Last month, I fell for a kayfabe. The far-right Susan B. Anthony Pro-Life America (SBA) “broke” with disgraced former president Donald Trump over his opposition to a national abortion ban and his preference to return the issue to the states. The group called it a “morally indefensible position for a self-proclaimed pro-life presidential candidate” and pledged not to support any candidate “who refuses to embrace at a minimum a 15-week national standard.”
I bought it. “Bring it on!” I wrote:
This will be an interesting battle within the Republican Party. Do Trump’s likely rivals for the nomination jump to the Susan B. stance, to hurt Trump and shore up their positions with the anti-abortion base? Could it hurt Trump? Or will Trump embolden others in the GOP to put the brakes on the party’s push for ever-crueler abortion restrictions and bans? And what about the party base? Will it turn out that they love Trump more than they hate abortion?
The answer turned out to be “none of the above.” (Of course, I left that possibility open when I wrote about the alleged rift; I’m not that stupid.) Last week, SBA patched things up with Trump, after what its leaders termed a “terrific” meeting with the disgraced ex-president and his chief fluffer, Senator Lindsey Graham, the sponsor of 15-week abortion ban legislation.

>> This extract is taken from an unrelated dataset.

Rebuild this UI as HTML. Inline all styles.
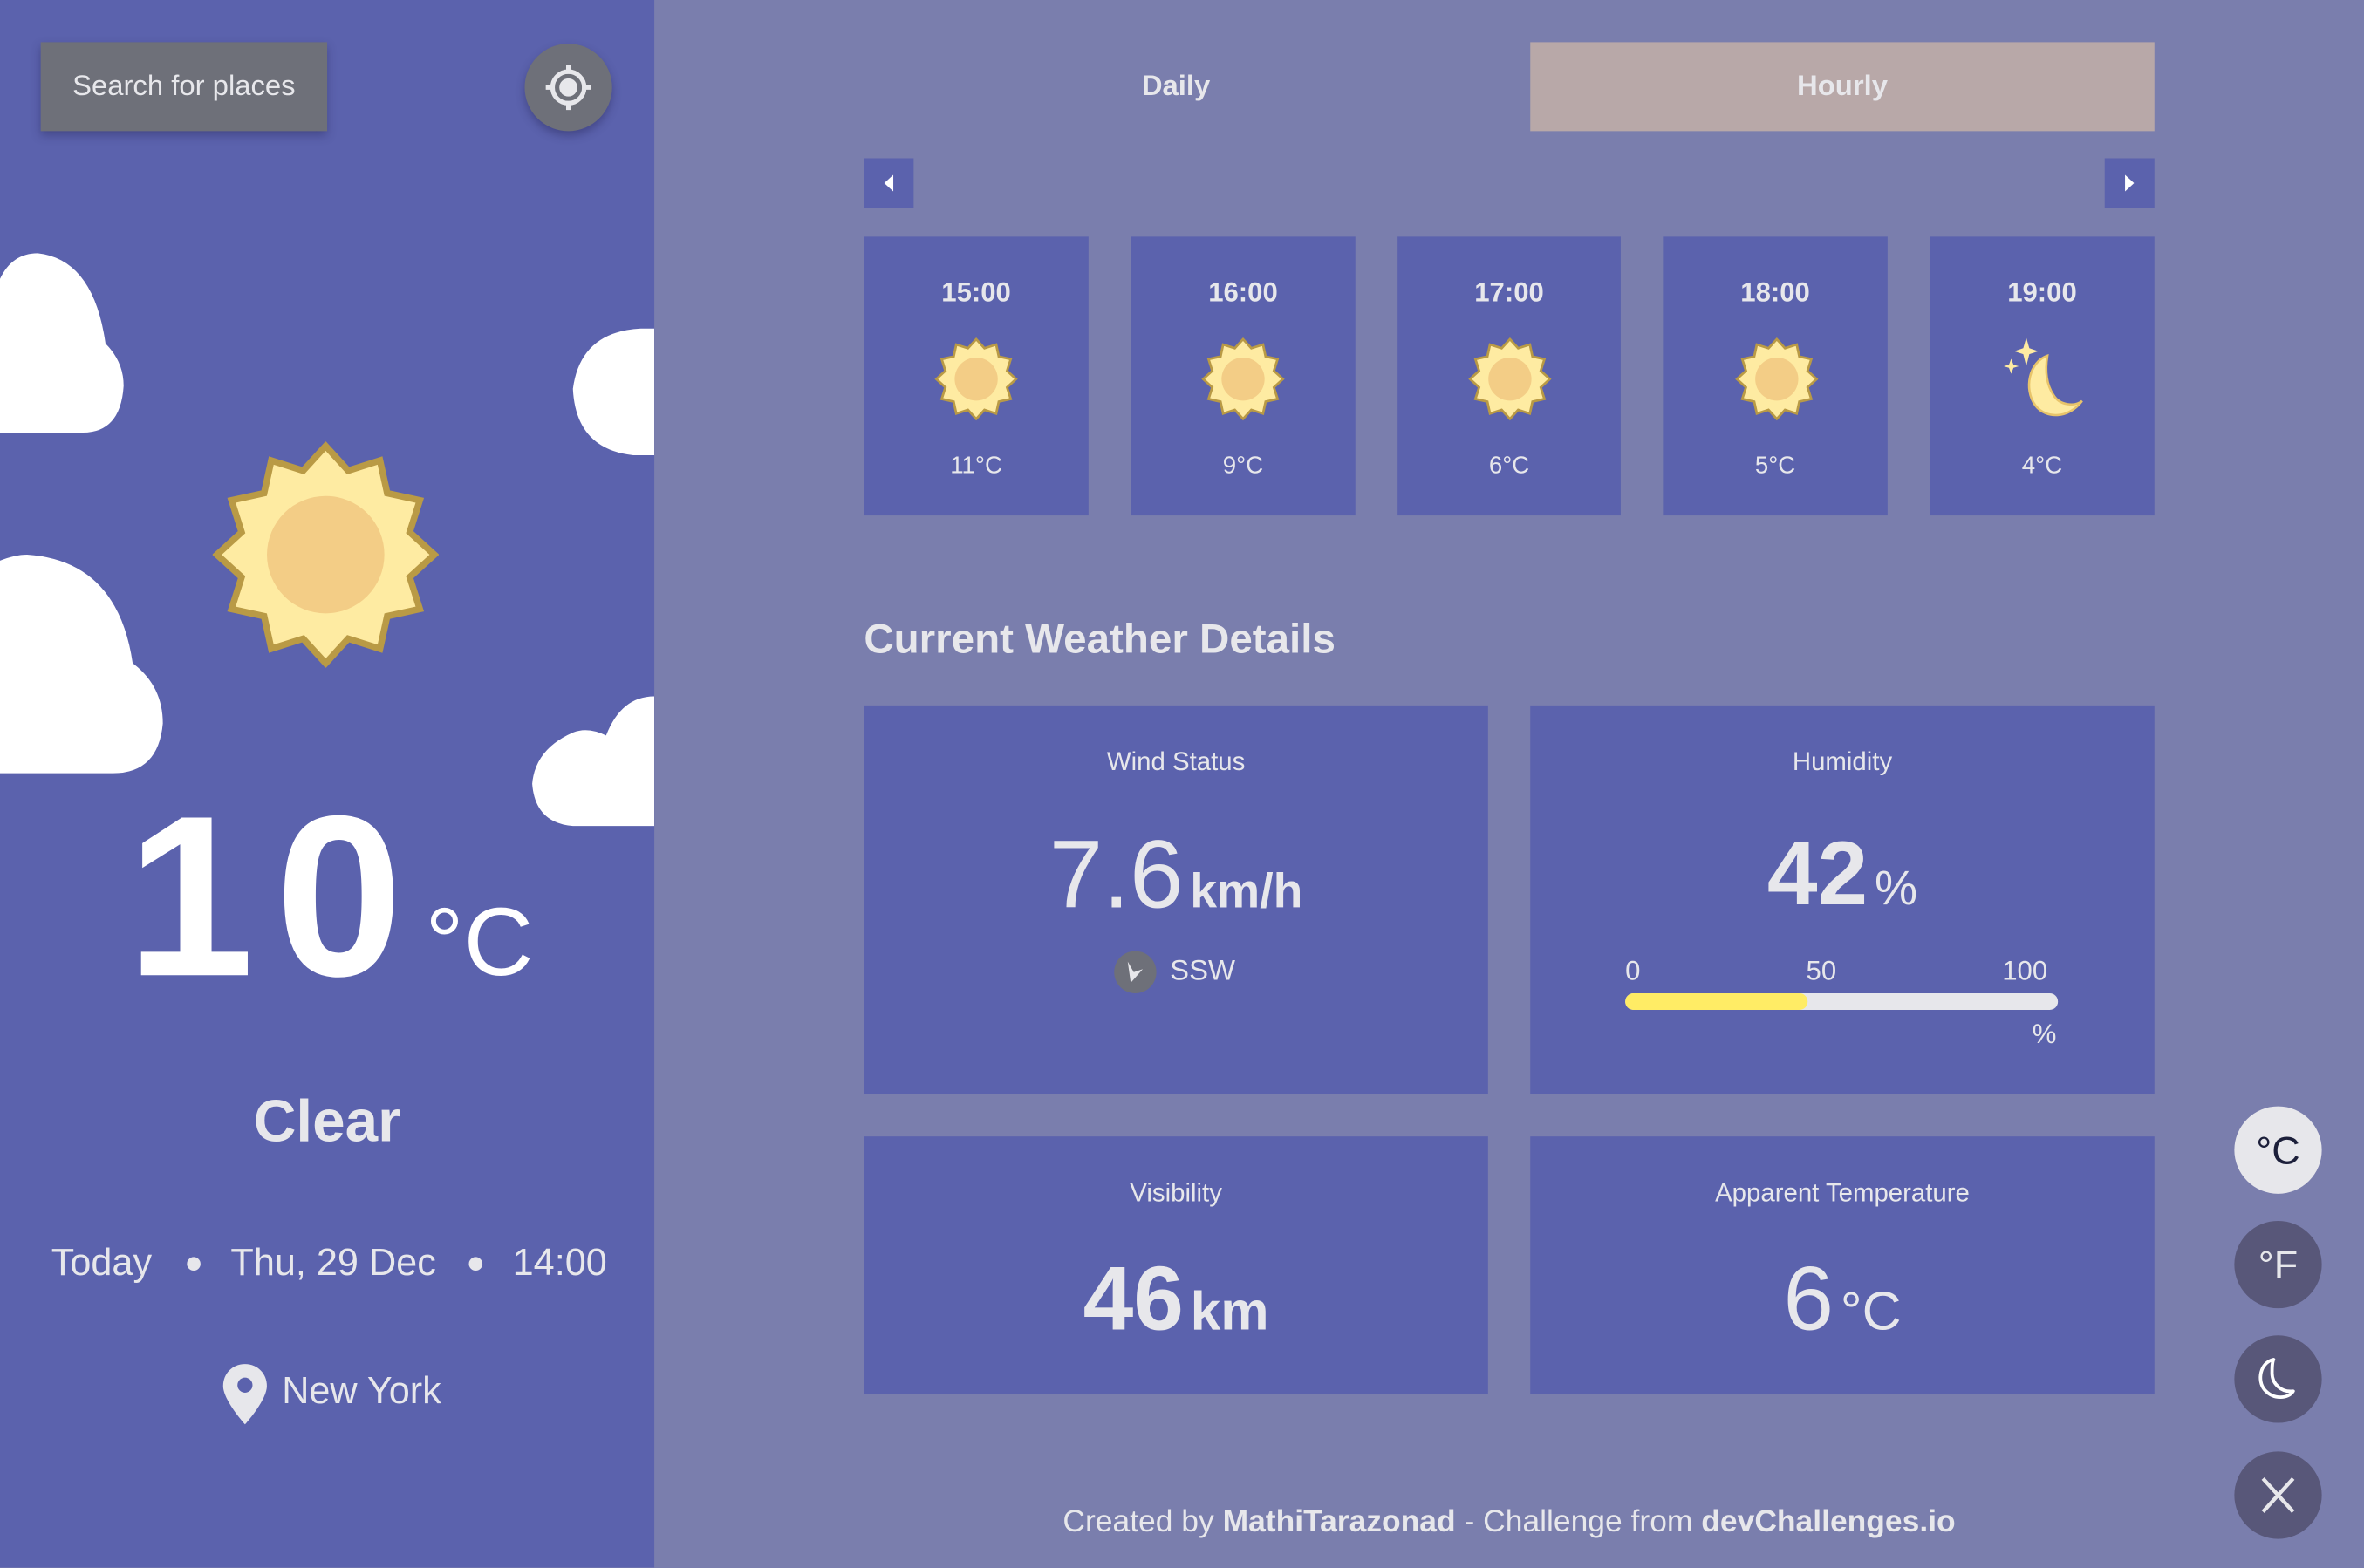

The meeting was “terrific,” even though Trump still hasn’t backed the group’s 15-week national ban, or changed his position in any meaningful way. But in a statement, SBA praised “his opposition to the extreme Democratic position of abortion on demand, up until the moment of birth” (no Democrat supports that, by the way) and “reiterated that any federal legislation protecting these children would need to include the exceptions for life of the mother and in cases of rape and incest.” But he’s always said that.
The Washington Post’s Aaron Blake put it this way: “For a former president with a history of nonspecific, all-things-to-all-people responses, that would seem to be pretty thin gruel.” But as we learned in 2016, the Christian right will take any gruel from Trump, since he promised to give them judges who would overturn Roe v. Wade—and he did.
The rest of the GOP field, so far, seems to have learned a lesson from Trump: on divisive issues like abortion, say whatever you need to get elected, and then pursue an extremist agenda. Poor Nikki Haley might be the exception. The former South Carolina governor on Sunday told Face The Nation that a national abortion ban is “unrealistic,” since it will never pass the Senate. “I’m not going to lie to the American people.”
That’s probably a bad decision in a GOP primary, Governor. Better to take a page from Trump:
“We’ll get something done where everyone is going to be very satisfied,” he promised last week. “I think we’ll get it done on some level, it could be on different levels, but we’re going to get it done. I know the issue very well. I think I know the issue better than most, and we will get that taken care of.” That was good enough for SBA!
In fact, differing from Trump in any way would seem to be dangerous. Florida Governor Ron DeSantis seems to have learned to bow to Trump the hard way. Last week, after CNN’s disgraceful Trump town hall in which he repeated lies about the 2020 election being “rigged” and mocked the woman who just won a civil suit claiming he’d sexually assaulted and then defamed her, DeSantis’s super PAC tweeted a single, solitary implicit critique: “How does this ‘Make America Great Again’?” It’s a fair question if you’re planning to challenge Trump for the nomination. But the PAC got so much criticism, even internally, it reportedly won’t do that again. “That post was a massive mistake,” an alleged “ally” of the DeSantis PAC told Semafor.
The PAC, by the way, is called “Never Back Down.” It is headed by the former leader of Latinos for Trump, the weaselly Steve Cortes, who was paid by CNN to lie on its airwaves for years. He told Semafor the story was false, but that almost certainly means it’s true.
The GOP presidential primary season is just getting started, and I’m already sick of covering it. How do you pay genuine attention to the policy claims of the candidates when nothing matters? Nothing any of them says about abortion means anything: If they get elected, they will continue to erode our rights. Still, the SBA and its turnaround is remarkably dizzying. Although if we get dizzy every time a Republican leader lies, we’re going to be living with permanent vertigo. I have to figure out how to avoid that.